Later, her lines of attempted questioning suggested that there would be no accident defense, and in fact that, metaphorically speaking, no shooting had occurred (read: my client didn't really hit anybody with anything - accidentally or not - so let's ignore the fact that I just implied, as strongly as possible, that she had in fact battered the shit out of the alleged victim.)  This wasn't working for her, obviously.  And potential jurors were staring at her with puzzled looks, and occasionally even laughing at her.

Yet her most egregious sin was yet to come.  She then began to ask us whether or not we would convict if she proved that her client had not battered anyone.  (Here's where the previously hinted at accident defense which actually had her admitting her client had battered someone stopped making sense.)  And she proceed through the jury box asking juror after potential juror whether they would convict if she did in fact prove that no battery had occurred.  The responses she elicited were all pretty much along the following lines:

Well... I guess if you really proved that she didn't, then I guess I probably wouldn't convict.

She simply accepted all these responses!  At this point, I'd pretty much blown my chances of being on the jury, and I couldn't stomach any more of this.  Every potential juror already believed that the defendant had committed battery because of the "public defender's" moronic questions.  So I took it upon myself to again attempt "contamination" of the jury pool.  I informed the public defender that it was not her job to prove anything.
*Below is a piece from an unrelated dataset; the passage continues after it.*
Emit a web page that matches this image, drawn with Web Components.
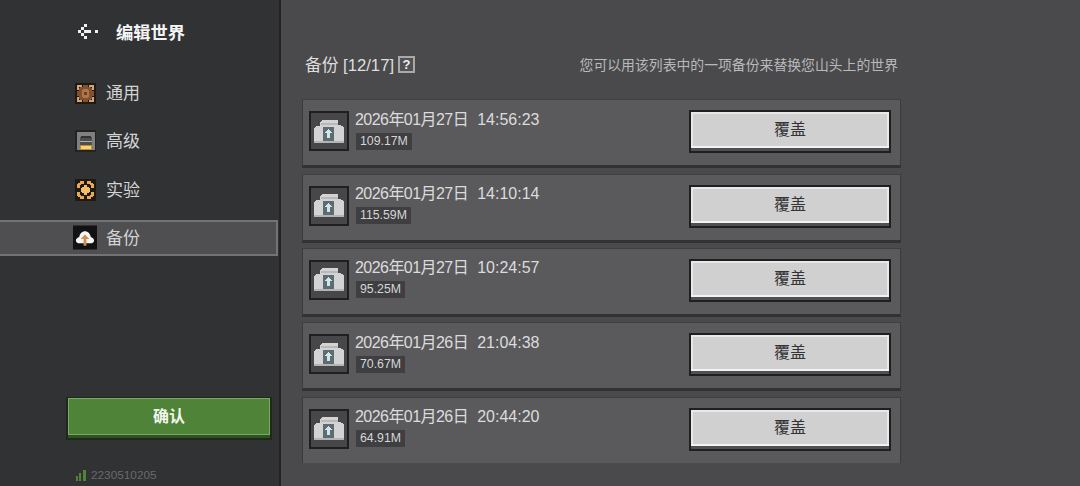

Rather, it was the job of the prosecuting attorney to prove guilt.  And if the prosecuting attorney didn't do that, what the defense did was wholly irrelevant.  So of course I wouldn't convict if the prosecuting attorney didn't prove guilt, and furthermore, I could not understand why she was asking this question absolutely backwards.  I hope I succeeded in reversing some of the damage she'd already done, but a few minutes later it was all over, and I was one of the twenty odd people sent home.  And hopefully not the only one who was absolutely horrified at the travesty of justice we'd just witnessed.